Similarly, Ramasamy, Yeung hand Laforet (2012) examined that different resource investments
facilities are provided by host countries which extends the location advantage in term of cheap
raw material, a range of skilled workforce and labor, infrastructural facilities etc. Moreover,
Wadhwa and Reddy (2011) stated that the availability of technological excellence in host
countries develops the potential benefits for MNCs by participating in technological activities
through reverse technology flows. However, use the technical advantages of host countries is not
easy for MNCs because the higher cost is charged to use those services (Wadhwa and Reddy,
2011). On the contrary, Mhlanga, Blalock and Christy (2010) notified that MNCs get the
relatively cheap production factors through strong locational advantages of host countries.

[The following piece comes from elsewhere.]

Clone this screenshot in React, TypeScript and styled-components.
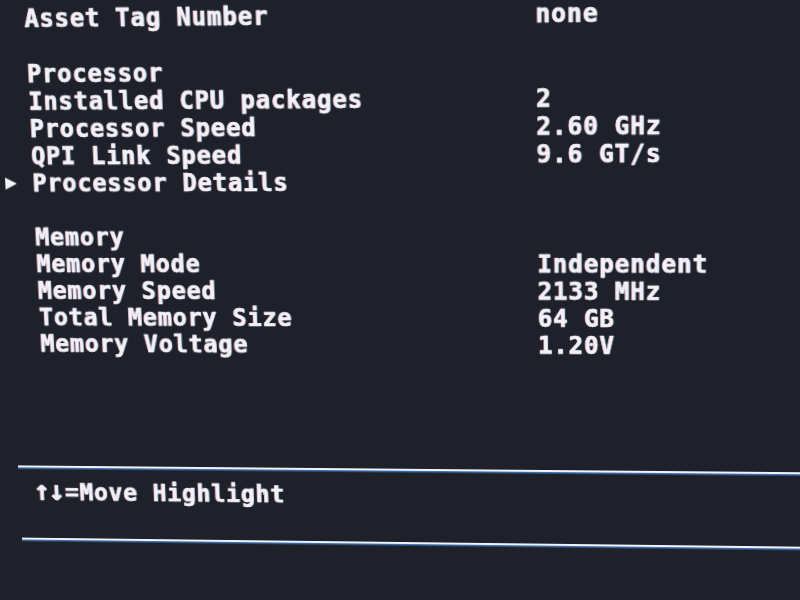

Additionally, it is expected by the MNCs to enhance the profitability of host as well as home
host countries by using the specific locational benefits. Hence, it shows that MNCs get the
locational advantages from host countries and also focuses on the developments of host countries
by investments. Moreover, MNCs get the gains of technological aspects, market growth and
infrastructure on low cost which further supports to grow the economy of host countries.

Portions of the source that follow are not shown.